• **Instructions to follow**
Skip the pictures. Reproduce all other material exactly.

==== Provided material

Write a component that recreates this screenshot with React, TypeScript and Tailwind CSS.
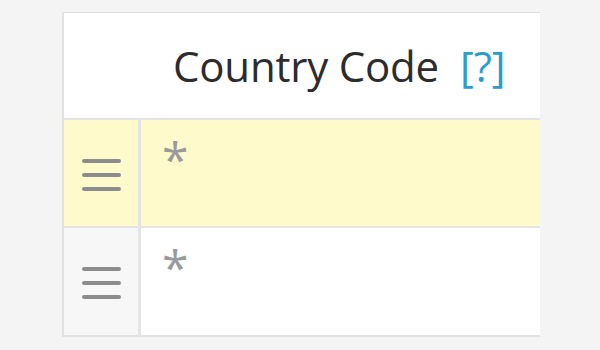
export default function App() {
  const rows = [{ active: true }, { active: false }];
  return (
    <div className="w-[600px] h-[350px] bg-[#f4f4f4] pt-[12px] pl-[62px] overflow-hidden" style={{ fontFamily: '"Open Sans", sans-serif' }}>
      <div className="w-[478px] border-l-2 border-t border-b-2 border-[#e1e1e1] bg-white">
        {/* header */}
        <div className="h-[107px] flex items-center pl-[109px] border-b-2 border-[#e4e4e4]">
          <span className="text-[42px] leading-none text-[#2c2c2c] tracking-[-0.2px]">Country Code</span>
          <span className="ml-[21px] text-[42px] leading-none text-[#2e9ccb]">[?]</span>
        </div>
        {rows.map((r, i) => (
          <div
            key={i}
            className={`flex ${i === 0 ? "h-[108px] border-b-2 border-[#e4e4e4] bg-[#fffacb]" : "h-[107px] bg-white"}`}
          >
            <div className={`w-[77px] flex flex-col justify-center items-center gap-[10px] pt-[3px] border-r-[3px] border-[#e4e4e4] ${r.active ? "bg-[#fffacb]" : "bg-[#f7f7f7]"}`}>
              <div className="w-[39px] h-[4px] rounded-full bg-[#8c8c8c]" />
              <div className="w-[39px] h-[4px] rounded-full bg-[#8c8c8c]" />
              <div className="w-[39px] h-[4px] rounded-full bg-[#8c8c8c]" />
            </div>
            <div className="flex-1 pl-[21px] pt-[15px]">
              <span className="text-[48px] leading-none text-[#9a9a9a]">*</span>
            </div>
          </div>
        ))}
      </div>
    </div>
  );
}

========

• **In response**
Write a component that recreates this screenshot with React, TypeScript and Tailwind CSS.
export default function App() {
  const rows = [{ active: true }, { active: false }];
  return (
    <div className="w-[600px] h-[350px] bg-[#f4f4f4] pt-[12px] pl-[62px] overflow-hidden" style={{ fontFamily: '"Open Sans", sans-serif' }}>
      <div className="w-[478px] border-l-2 border-t border-b-2 border-[#e1e1e1] bg-white">
        {/* header */}
        <div className="h-[107px] flex items-center pl-[109px] border-b-2 border-[#e4e4e4]">
          <span className="text-[42px] leading-none text-[#2c2c2c] tracking-[-0.2px]">Country Code</span>
          <span className="ml-[21px] text-[42px] leading-none text-[#2e9ccb]">[?]</span>
        </div>
        {rows.map((r, i) => (
          <div
            key={i}
            className={`flex ${i === 0 ? "h-[108px] border-b-2 border-[#e4e4e4] bg-[#fffacb]" : "h-[107px] bg-white"}`}
          >
            <div className={`w-[77px] flex flex-col justify-center items-center gap-[10px] pt-[3px] border-r-[3px] border-[#e4e4e4] ${r.active ? "bg-[#fffacb]" : "bg-[#f7f7f7]"}`}>
              <div className="w-[39px] h-[4px] rounded-full bg-[#8c8c8c]" />
              <div className="w-[39px] h-[4px] rounded-full bg-[#8c8c8c]" />
              <div className="w-[39px] h-[4px] rounded-full bg-[#8c8c8c]" />
            </div>
            <div className="flex-1 pl-[21px] pt-[15px]">
              <span className="text-[48px] leading-none text-[#9a9a9a]">*</span>
            </div>
          </div>
        ))}
      </div>
    </div>
  );
}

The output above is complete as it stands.